The capitalist is a parasite. He lives without working. He lives on the results of other men’s toil and he is able to do this because he owns the means of production and distribution, a condition that is neither necessary nor desirable, but is allowed to continue because people have not yet seen in it the source of most of the harm in modern society. For even those who rise indignantly to condemn the capitalists, in most cases condemn only the wicked ones.

To replace wicked capitalists with worthy ones will not end the exploitation of labour. The workers will continue to live in need, in insecurity, in fear of the future, no matter what may be the quality of those who occupy the high places. What is wrong in society is not the wickedness of the capitalists, but the wickedness of the capitalist system; and until this system is replaced by one in which there are no capitalists, society can have no hope for a better life.

It is not proposed here to imprison or exterminate the capitalist; it is proposed simply to put him in overalls and make him a useful member of the community.

Comrade Ivy Groves (1958)

Obituary from the June 1958 issue of the Socialist Standard

It is a sad duty to have to report the sudden death at the age of 50 years, of Ivy Groves, who had a heart attack on Sunday. May 4th. The not so very young members will well remember her as a loyal Comrade who, although not a writer or a speaker for the Party, was always ready with a smile and much energy, to help in any way. Until the last few years, when owing to domestic circumstances when it was not possible to be around so much, she regularly attended branch meetings and Head Office. It was 25 years ago when Comrade Ivy Groves joined the Chiswick Branch which via Wembley Branch became Ealing Branch Latterly, when living in South London she transferred to Camberwell Branch. Many Comrades well know that her help and thoughtfulness greatly assisted Clifford Groves in his work for the Party as a propagandist, E. C. Member and General Secretary for many years.

World Worth While (1958)

From the July 1958 issue of the Socialist Standard

(Reproduction of a leaflet issue by the Socialist Party of Canada.) 
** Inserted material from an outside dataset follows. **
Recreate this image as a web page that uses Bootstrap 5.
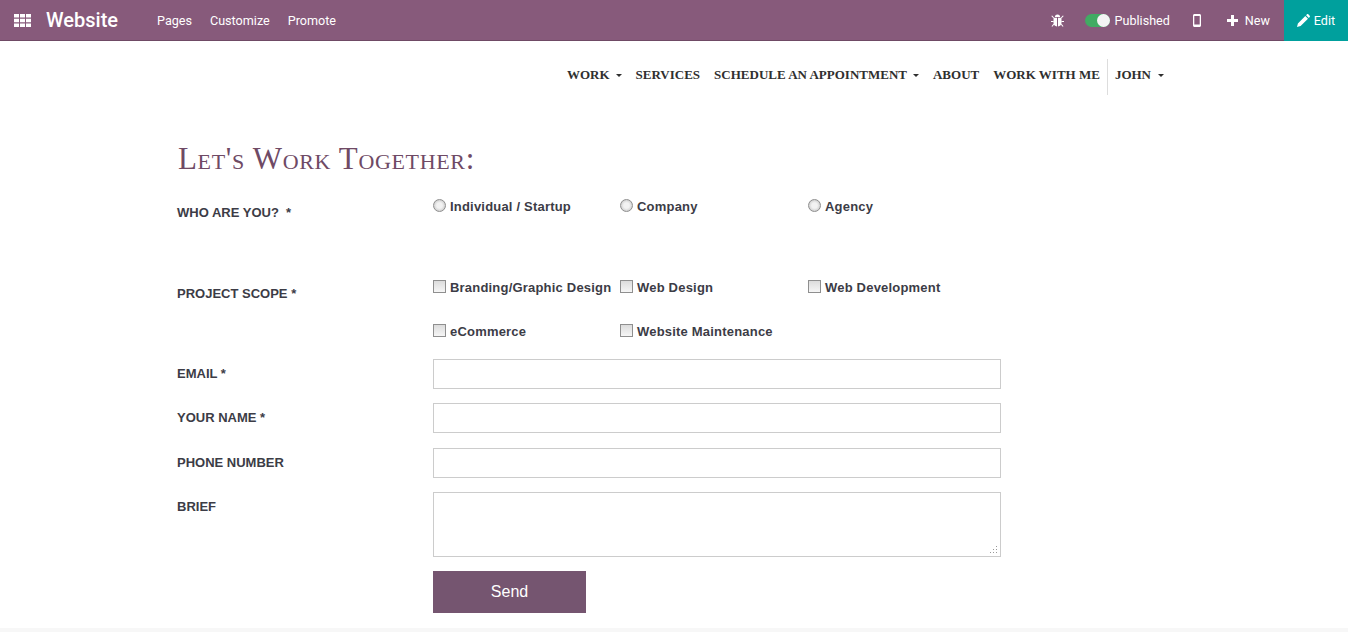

The average person will endure hardships, even dangers, in a cause that he believes to be worthy. But he does not resign himself to a lifetime of such conditions. He wants to experience the more pleasant things of life. He wants to live in a spacious well- furnished home; strongly constructed and free from the clutches of banks and mortgage companies. He wants his family to be properly fed and clothed and provided with the tilings they need. He wants freedom and opportunity to expand his mental and physical capabilities in the directions of his choice. He wants peace, security and the happiness that the potentialities of the modern world can make possible.

How modest these desires are, yet how far from the grasp of the average person! Those who guide the affairs of the world are overwhelming in their assurances that no aim is closer to their hearts, that no goal receives more careful thought. But—ah, that fatal but!—there are so many obstacles that stand in the way, so many things that have to be done first There are depressions to be offset or overcome, trade agreements to be signed, international problems to be solved. There are billions of dollars worth of satellites to be sent spinning into space, billions of dollars worth of atom bombs and guided missiles to be perfected and stockpiled, freedoms to be preserved, mighty creations of man to be destroyed, rebuilt and destroyed again. There are so many things that have to be done—first

No crisis or emergency is so great as to prevent the flow of luxuries into the possession of the idle class, the capitalist class. Only the wealth producers have to wait for the ending of the current depression, war, or other disaster before there is enough for them. Always there are obstacles, never-ending obstacles. Neva can the statesmen say. "You have produced abundance. It shall be yours.” The best that even the greatest of them can say is that none shall starve, and even this is said with reservations. Modern man lives under the capitalist order of society, and capitalism cannot be made to operate in such a way as to benefit alL

The workers today live steadily in the shadow of want and terror. They don’t have to. There is no law of the universe condemning them to live in this way perpetually. The evils of the modern world arise from the class ownership of the productive agencies. They can be ended, at any time the workers choose, by changing these agencies from the possession of a class to the possession of society. Not the government ownership of "public utilities” or “ basic industries,” which is of no practical value to society, but the common ownership of all the means for producing and distributing the needs of life.

A change of this kind does not convert stockholders into bondholders. It puts an end to stockholders and bondholders and transforms the beneficiaries of both these forms of parasitism into wealth producers. It ends the production of goods to be sold on the world’s markets at a profit and institutes the production of goods to be made freely available to all. It means the ending of profit in all its forms, the ending of the local, national and international antagonisms engendered by the quest for profit and so the ending of war, the struggles for military supremacy, the building of hydrogen bombs, guided missiles and all the other terrible things man has devised to destroy man. It means the passing of the foul propagandist activities of the huge publicity agencies, the educators and moralists, whose function it is to guide the workers in ways designed to preserve their enslavement. It means the liberation of human thought and the sources of knowledge. It means the ending of crime, since crime is rooted in a class divided society that will come to an end in a sane world.

Common ownership means the release from their present occupations of the judges, the jailers, the clerks of the court, the lawyers, the politicians, the bankers, the profit counters, the butlers, the valets and boot-polishers, and their transformation, along with the armed forces, the producers of munitions and all others engaged in socially unnecessary activities, into producers of things that will add to the comfort and pleasure of all.

It means the ending of the struggle between Capital and Labour over the division of the wealth produced by Labour, and it means the ending of Capital and Labour as class entities and the merging of these classes into a family of humans intent on making life worth living.

It means the ending of the system of society in which the mass of people are deprived of the fruits of their labour and the establishment of a system in which poverty will give place to plenty, privilege to equality, slavery to freedom. It means a world worth while. It means Socialism.